JOB>
Search the material below for the word "Tailwind". Copy every line that has it.

══ PROVIDED DATA ══

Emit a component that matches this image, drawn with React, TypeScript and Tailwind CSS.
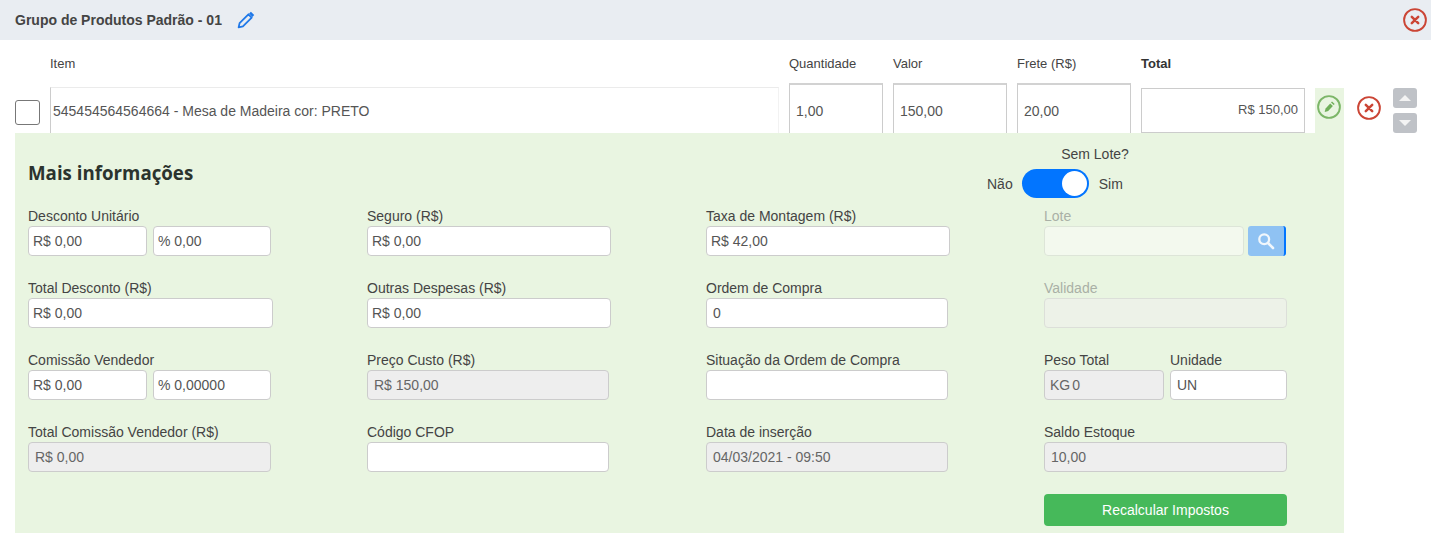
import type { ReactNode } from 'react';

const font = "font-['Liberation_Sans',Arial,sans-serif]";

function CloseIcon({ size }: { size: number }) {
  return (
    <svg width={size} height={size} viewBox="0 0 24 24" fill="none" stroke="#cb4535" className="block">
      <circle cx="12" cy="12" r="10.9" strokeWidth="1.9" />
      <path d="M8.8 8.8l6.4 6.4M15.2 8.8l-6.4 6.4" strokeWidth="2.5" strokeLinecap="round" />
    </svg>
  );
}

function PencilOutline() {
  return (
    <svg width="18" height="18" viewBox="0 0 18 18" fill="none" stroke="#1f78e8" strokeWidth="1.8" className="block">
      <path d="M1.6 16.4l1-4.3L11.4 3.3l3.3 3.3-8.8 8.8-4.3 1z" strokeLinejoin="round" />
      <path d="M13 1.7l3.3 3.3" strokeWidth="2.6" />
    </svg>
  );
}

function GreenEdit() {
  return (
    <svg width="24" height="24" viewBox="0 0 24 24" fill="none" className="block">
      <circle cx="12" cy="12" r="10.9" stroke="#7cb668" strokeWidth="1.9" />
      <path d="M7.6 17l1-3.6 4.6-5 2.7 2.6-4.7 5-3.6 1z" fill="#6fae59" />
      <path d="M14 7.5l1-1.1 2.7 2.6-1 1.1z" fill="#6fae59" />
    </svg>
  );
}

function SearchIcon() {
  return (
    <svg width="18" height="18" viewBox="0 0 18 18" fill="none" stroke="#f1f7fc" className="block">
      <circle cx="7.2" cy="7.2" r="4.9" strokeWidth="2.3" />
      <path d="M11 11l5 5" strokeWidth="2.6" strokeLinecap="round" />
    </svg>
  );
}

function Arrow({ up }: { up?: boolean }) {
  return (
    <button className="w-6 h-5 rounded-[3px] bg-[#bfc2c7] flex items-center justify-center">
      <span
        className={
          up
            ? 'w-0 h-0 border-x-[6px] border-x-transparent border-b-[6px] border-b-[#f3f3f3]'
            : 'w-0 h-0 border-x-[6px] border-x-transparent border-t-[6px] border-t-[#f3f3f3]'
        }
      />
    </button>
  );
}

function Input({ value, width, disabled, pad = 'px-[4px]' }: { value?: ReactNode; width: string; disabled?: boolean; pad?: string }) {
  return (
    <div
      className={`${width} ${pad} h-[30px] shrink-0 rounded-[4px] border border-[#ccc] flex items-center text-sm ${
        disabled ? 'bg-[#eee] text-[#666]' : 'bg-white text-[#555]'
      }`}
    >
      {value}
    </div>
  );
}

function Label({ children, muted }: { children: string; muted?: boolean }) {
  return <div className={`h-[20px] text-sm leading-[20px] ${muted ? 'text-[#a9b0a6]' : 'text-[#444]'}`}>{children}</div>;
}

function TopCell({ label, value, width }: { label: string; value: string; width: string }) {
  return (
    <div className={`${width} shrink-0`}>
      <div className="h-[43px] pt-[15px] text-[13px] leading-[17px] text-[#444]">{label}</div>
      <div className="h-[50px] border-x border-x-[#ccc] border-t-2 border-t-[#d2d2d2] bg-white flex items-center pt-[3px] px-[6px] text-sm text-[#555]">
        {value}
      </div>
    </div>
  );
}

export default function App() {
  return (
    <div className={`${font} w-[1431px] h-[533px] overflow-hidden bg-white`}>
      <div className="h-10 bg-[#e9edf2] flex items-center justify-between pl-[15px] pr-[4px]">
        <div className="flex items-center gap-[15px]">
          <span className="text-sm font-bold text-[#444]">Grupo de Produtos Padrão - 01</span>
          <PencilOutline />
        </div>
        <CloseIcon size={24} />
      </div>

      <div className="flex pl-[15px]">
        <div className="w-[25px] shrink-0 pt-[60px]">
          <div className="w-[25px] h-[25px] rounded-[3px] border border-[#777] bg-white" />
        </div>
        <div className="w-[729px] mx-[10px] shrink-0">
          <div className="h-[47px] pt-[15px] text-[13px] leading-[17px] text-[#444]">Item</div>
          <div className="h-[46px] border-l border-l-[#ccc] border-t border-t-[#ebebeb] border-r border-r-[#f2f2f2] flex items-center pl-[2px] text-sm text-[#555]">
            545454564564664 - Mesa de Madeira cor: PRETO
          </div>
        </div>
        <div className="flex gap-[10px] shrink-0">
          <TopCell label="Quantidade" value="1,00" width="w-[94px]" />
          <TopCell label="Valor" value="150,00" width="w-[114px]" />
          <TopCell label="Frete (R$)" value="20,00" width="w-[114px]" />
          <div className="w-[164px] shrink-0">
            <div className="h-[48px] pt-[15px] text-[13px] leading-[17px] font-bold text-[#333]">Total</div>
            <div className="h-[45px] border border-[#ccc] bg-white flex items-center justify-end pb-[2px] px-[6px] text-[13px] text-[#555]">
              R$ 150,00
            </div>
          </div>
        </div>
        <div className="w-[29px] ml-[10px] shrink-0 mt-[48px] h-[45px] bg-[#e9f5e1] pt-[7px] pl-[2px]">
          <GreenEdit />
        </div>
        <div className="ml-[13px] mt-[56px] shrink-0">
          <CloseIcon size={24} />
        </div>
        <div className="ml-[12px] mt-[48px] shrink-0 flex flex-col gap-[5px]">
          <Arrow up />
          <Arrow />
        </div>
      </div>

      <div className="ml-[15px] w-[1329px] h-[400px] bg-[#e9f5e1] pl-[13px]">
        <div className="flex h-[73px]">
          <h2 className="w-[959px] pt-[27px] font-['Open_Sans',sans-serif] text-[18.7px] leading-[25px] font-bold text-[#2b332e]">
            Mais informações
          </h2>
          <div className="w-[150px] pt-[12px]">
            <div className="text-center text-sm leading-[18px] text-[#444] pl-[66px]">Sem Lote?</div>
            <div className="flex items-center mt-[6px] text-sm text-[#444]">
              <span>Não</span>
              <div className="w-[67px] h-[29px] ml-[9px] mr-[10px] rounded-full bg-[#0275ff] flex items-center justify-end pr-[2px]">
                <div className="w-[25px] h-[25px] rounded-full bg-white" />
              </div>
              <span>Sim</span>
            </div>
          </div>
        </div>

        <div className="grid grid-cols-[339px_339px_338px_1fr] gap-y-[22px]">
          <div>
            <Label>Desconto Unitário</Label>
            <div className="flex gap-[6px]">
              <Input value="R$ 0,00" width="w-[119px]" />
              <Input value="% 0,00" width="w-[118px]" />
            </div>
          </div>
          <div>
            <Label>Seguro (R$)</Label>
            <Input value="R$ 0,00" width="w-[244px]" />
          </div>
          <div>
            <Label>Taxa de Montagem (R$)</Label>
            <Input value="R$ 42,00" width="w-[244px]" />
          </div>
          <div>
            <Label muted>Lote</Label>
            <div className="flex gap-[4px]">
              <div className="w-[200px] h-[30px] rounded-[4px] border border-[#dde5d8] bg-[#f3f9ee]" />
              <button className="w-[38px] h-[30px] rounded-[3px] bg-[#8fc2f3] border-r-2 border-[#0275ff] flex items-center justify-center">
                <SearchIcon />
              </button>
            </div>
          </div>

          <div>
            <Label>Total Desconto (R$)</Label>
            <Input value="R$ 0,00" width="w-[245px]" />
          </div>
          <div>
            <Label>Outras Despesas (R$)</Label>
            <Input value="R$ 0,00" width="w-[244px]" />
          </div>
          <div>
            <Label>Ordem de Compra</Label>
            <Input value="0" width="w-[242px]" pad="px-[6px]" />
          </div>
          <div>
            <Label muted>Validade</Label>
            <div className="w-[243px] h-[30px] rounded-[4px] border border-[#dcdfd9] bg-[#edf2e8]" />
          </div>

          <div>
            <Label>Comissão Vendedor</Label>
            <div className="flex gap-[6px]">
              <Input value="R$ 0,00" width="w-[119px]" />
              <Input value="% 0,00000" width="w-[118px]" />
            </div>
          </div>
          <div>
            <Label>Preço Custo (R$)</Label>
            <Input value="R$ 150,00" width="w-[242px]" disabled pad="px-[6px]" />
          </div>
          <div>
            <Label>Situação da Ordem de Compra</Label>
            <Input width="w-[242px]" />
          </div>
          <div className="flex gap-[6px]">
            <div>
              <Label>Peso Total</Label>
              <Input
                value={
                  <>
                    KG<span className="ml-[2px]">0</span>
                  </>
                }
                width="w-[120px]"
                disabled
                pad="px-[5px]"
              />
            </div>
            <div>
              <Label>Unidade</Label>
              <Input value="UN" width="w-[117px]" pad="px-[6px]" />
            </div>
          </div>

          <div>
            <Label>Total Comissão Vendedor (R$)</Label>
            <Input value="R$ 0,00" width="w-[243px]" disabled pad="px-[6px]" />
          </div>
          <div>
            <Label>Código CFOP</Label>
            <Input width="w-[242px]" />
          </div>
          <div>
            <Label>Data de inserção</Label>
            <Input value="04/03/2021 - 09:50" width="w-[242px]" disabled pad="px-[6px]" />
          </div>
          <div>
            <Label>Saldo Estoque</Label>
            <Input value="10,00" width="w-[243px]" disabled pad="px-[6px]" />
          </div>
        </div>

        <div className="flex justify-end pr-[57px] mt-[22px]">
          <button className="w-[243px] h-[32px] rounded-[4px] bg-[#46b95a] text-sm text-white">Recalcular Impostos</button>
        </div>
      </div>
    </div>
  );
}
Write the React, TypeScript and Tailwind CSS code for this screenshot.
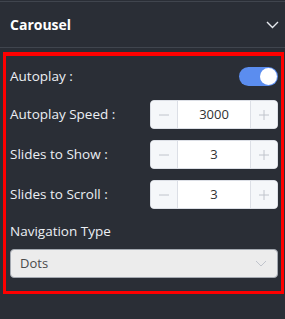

═══

COMPLETED TASK>
Emit a component that matches this image, drawn with React, TypeScript and Tailwind CSS.
Write the React, TypeScript and Tailwind CSS code for this screenshot.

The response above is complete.